__Work to be completed__
Below this line is a set of entries; quote exactly the lines from the line that contains "Write the React, TypeScript" to the line that contains "rounded-[5px] border-[3px] border-[#00659c]", both lines included.

__Extracted data__

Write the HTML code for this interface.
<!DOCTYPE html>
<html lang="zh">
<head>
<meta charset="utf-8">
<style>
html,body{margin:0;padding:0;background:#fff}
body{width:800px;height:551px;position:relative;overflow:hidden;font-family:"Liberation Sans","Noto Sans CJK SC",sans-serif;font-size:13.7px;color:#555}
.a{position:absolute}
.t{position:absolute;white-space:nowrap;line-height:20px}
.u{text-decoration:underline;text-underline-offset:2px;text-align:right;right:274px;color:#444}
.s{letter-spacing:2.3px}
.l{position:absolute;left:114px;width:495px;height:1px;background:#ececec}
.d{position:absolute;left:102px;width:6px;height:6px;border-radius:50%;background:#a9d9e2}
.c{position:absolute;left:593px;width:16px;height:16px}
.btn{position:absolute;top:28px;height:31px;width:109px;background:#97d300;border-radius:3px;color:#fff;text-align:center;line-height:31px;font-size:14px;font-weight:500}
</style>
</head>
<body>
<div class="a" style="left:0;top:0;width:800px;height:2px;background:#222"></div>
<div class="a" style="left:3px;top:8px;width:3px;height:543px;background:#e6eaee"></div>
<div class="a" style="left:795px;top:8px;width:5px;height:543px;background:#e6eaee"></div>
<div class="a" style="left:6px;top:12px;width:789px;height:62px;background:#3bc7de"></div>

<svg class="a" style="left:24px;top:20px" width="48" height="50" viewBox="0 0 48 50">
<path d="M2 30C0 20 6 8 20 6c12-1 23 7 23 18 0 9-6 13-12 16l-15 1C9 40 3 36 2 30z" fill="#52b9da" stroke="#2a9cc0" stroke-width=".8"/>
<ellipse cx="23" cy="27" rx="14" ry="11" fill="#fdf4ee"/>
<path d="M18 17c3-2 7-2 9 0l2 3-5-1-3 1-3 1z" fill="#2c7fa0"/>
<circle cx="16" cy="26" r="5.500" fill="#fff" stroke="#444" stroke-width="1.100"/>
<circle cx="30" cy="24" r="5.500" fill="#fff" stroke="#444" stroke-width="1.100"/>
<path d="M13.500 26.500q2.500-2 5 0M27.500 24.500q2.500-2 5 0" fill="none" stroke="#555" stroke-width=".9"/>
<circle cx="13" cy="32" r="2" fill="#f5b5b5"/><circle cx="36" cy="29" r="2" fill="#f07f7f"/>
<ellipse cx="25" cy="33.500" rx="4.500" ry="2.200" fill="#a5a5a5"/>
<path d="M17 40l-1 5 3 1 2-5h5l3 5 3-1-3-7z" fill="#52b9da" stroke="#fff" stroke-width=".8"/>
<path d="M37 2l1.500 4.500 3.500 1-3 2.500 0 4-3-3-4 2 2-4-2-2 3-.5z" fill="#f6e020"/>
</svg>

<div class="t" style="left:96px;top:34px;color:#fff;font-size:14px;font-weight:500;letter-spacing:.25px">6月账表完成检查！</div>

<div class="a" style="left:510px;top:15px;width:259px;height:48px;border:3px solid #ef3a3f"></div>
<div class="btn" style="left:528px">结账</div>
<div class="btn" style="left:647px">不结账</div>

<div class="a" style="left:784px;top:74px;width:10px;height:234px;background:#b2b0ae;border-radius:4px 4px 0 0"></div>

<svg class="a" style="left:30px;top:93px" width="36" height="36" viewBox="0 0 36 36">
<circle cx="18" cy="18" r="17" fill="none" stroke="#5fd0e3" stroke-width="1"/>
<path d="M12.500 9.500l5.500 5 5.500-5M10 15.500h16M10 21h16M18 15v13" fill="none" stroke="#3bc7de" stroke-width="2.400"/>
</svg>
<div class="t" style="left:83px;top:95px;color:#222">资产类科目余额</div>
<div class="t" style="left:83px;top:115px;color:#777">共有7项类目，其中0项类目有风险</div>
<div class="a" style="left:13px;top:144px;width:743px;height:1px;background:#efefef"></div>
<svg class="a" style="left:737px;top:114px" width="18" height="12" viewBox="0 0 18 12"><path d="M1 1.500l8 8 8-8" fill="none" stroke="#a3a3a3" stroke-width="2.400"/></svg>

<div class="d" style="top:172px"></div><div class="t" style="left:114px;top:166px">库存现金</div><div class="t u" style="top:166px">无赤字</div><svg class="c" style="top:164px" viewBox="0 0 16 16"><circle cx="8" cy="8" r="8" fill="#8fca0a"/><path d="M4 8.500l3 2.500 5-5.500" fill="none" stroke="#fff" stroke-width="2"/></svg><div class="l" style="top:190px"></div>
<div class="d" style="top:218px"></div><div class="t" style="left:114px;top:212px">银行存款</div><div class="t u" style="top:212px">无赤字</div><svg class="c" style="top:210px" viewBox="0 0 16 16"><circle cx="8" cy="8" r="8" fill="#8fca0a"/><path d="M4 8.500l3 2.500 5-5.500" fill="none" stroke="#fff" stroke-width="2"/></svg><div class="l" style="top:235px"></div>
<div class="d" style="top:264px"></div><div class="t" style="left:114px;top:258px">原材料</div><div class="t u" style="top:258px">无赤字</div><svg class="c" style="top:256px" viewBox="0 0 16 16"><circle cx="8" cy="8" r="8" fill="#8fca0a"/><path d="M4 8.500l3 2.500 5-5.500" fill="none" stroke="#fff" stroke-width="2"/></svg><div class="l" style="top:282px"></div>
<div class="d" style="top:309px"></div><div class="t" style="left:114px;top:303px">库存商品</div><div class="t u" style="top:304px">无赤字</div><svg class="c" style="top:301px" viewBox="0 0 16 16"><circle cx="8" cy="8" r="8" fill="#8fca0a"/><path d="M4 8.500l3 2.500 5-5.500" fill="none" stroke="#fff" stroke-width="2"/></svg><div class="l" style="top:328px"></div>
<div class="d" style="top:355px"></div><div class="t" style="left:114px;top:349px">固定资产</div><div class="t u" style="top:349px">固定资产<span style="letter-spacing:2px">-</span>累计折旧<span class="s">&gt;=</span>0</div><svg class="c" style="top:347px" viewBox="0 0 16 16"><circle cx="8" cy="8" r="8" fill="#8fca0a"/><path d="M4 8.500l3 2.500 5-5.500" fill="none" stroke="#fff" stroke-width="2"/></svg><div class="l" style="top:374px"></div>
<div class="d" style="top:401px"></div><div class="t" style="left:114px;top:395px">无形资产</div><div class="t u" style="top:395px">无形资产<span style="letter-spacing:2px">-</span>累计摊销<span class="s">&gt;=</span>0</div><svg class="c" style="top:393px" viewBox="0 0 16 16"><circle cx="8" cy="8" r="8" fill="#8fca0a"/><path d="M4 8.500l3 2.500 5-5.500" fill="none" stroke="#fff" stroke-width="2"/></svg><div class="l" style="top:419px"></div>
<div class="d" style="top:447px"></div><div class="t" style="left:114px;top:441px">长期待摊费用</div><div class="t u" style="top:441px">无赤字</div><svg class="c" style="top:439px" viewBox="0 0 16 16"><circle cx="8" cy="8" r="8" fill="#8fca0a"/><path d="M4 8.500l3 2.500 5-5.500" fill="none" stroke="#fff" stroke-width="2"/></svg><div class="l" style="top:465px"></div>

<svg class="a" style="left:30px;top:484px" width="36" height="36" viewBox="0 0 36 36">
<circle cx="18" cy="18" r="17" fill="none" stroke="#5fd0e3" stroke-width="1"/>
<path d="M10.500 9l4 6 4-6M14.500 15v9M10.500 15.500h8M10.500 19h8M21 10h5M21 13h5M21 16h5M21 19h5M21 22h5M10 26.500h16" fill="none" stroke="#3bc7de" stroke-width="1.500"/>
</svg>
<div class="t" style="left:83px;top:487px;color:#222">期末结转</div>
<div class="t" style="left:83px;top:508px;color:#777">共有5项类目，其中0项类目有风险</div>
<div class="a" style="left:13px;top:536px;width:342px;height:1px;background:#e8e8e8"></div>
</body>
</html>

---

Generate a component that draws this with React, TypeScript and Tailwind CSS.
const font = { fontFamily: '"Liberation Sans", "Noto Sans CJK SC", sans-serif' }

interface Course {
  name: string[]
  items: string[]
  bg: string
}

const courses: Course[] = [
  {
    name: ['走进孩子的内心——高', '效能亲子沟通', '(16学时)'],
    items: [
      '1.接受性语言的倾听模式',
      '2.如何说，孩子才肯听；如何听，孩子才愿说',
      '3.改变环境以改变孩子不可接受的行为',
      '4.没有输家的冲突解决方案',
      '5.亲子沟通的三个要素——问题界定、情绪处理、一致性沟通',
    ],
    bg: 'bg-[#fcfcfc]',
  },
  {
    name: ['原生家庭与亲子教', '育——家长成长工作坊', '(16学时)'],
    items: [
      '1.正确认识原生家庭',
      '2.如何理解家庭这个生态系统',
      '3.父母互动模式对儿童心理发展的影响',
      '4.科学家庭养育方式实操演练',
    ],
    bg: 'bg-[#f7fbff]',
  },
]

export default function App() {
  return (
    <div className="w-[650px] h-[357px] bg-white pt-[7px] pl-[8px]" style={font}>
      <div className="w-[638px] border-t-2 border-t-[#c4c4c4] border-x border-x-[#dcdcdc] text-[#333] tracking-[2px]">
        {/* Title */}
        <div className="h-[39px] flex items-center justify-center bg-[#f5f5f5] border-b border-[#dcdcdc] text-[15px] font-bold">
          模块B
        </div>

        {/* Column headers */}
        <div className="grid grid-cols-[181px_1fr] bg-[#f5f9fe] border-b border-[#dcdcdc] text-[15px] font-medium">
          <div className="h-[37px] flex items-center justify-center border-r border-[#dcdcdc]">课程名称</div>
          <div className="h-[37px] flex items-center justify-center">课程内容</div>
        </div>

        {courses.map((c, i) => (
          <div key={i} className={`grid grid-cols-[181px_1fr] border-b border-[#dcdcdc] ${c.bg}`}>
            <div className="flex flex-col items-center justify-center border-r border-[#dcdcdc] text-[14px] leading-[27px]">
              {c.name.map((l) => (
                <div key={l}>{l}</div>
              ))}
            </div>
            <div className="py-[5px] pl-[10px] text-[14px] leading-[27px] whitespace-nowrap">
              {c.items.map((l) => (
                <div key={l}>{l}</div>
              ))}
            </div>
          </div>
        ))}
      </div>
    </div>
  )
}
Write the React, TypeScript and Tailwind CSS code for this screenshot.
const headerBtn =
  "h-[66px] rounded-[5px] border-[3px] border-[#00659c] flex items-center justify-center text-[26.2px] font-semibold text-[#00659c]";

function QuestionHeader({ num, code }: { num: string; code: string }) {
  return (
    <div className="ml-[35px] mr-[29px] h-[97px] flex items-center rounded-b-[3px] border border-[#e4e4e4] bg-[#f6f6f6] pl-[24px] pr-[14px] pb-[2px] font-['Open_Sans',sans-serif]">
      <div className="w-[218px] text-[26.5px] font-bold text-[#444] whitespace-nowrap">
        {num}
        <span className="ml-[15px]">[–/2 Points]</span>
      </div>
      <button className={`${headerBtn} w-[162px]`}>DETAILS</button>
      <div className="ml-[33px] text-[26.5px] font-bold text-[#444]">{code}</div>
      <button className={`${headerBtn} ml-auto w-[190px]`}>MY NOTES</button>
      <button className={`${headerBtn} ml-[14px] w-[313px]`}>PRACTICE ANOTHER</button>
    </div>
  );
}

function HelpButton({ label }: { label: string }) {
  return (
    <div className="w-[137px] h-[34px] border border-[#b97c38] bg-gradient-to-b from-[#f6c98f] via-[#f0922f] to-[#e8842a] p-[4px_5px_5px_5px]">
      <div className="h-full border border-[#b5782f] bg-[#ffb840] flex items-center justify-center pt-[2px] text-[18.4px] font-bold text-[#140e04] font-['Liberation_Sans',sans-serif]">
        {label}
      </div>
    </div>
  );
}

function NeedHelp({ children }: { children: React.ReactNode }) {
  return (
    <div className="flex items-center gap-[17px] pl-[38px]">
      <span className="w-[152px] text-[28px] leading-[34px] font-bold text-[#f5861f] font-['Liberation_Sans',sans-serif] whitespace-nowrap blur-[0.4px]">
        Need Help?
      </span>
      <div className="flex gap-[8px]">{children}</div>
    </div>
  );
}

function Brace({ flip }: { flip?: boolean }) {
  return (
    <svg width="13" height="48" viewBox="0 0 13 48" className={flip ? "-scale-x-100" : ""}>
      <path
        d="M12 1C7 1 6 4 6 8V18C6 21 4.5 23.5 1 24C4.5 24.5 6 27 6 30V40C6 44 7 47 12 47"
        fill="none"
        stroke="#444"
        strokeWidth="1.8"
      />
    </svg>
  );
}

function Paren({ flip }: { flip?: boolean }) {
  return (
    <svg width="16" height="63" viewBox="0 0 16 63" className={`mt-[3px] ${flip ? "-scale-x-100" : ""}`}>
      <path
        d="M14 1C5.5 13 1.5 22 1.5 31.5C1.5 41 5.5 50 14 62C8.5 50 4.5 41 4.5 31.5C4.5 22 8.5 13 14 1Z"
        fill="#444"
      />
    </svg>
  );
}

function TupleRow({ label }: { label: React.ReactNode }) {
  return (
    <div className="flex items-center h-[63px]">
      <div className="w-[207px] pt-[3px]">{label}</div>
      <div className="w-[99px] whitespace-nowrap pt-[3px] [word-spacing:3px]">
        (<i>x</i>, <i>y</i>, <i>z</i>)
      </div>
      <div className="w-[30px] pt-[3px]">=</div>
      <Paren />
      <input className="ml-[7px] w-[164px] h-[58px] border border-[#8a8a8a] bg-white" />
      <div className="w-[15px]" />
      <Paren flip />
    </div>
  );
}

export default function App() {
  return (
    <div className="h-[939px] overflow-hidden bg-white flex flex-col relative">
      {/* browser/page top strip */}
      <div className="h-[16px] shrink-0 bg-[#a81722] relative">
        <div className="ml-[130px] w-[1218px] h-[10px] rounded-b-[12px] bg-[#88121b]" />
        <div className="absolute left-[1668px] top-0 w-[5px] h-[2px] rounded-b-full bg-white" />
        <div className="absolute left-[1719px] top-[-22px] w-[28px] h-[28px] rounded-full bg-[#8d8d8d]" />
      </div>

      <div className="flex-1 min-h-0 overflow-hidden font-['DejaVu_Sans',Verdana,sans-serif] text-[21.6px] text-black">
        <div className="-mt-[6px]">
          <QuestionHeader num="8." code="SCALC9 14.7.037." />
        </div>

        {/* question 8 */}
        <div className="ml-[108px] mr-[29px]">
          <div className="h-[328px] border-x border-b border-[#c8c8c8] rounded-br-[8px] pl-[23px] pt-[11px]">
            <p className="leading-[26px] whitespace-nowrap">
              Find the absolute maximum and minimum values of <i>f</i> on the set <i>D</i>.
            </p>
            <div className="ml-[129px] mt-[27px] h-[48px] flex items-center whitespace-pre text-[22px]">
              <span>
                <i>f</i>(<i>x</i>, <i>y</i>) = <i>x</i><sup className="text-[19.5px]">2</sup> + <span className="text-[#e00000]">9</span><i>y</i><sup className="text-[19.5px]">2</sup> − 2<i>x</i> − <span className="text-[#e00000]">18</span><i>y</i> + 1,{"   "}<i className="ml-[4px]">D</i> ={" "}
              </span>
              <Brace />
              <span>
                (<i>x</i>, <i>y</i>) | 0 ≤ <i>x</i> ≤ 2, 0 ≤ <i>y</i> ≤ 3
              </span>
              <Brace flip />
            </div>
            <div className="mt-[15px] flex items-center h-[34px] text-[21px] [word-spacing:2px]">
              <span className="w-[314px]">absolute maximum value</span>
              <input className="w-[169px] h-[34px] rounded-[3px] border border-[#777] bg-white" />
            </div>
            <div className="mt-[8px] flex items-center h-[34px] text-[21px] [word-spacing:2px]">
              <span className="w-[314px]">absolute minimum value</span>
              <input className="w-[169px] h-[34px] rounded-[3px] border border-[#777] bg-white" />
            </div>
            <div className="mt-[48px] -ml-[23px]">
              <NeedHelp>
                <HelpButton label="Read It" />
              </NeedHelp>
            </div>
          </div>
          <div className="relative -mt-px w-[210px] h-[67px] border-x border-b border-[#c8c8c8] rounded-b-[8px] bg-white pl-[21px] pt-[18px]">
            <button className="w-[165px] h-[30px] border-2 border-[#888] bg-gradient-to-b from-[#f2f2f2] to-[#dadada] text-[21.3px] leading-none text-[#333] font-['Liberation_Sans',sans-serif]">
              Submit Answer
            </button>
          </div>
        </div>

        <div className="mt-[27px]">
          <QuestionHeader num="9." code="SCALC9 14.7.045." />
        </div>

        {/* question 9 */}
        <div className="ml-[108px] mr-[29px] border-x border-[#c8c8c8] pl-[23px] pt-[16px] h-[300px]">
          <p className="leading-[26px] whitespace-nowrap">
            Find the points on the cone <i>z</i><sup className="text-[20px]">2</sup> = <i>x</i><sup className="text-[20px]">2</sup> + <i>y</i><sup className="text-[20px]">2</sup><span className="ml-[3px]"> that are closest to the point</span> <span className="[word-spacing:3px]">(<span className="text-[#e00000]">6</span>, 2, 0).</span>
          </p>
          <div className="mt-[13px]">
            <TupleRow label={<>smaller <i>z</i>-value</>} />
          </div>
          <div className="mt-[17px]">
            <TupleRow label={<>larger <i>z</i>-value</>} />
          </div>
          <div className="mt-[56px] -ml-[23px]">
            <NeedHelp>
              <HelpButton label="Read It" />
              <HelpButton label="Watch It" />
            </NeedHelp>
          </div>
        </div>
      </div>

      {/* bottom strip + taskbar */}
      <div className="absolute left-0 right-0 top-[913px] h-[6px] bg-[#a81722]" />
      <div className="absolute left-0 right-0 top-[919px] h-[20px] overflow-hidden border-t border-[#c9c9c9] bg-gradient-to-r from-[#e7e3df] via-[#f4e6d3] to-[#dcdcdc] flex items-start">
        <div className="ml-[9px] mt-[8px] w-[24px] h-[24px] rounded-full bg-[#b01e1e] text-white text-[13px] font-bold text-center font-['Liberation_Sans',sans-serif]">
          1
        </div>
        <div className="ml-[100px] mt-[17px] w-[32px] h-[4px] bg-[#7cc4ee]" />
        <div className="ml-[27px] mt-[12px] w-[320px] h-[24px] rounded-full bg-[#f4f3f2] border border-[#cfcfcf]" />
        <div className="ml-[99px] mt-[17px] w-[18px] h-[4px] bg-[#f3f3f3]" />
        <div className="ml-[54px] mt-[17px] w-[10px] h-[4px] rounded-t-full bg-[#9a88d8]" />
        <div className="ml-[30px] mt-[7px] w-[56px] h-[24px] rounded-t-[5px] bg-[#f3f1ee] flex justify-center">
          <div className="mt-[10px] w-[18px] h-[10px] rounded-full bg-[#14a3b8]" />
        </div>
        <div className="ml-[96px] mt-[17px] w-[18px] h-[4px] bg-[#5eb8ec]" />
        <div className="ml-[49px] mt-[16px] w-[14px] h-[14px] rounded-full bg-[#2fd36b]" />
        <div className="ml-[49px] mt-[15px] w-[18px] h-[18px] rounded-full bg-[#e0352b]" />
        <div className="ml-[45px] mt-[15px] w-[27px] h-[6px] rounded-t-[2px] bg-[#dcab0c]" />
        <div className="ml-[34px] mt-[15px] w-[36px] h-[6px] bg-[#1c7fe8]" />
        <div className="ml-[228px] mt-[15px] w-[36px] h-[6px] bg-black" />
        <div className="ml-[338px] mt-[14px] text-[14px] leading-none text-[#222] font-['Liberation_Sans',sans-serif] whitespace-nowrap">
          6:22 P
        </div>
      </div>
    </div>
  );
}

__Response to the exercise__
Write the React, TypeScript and Tailwind CSS code for this screenshot.
const headerBtn =
  "h-[66px] rounded-[5px] border-[3px] border-[#00659c] flex items-center justify-center text-[26.2px] font-semibold text-[#00659c]";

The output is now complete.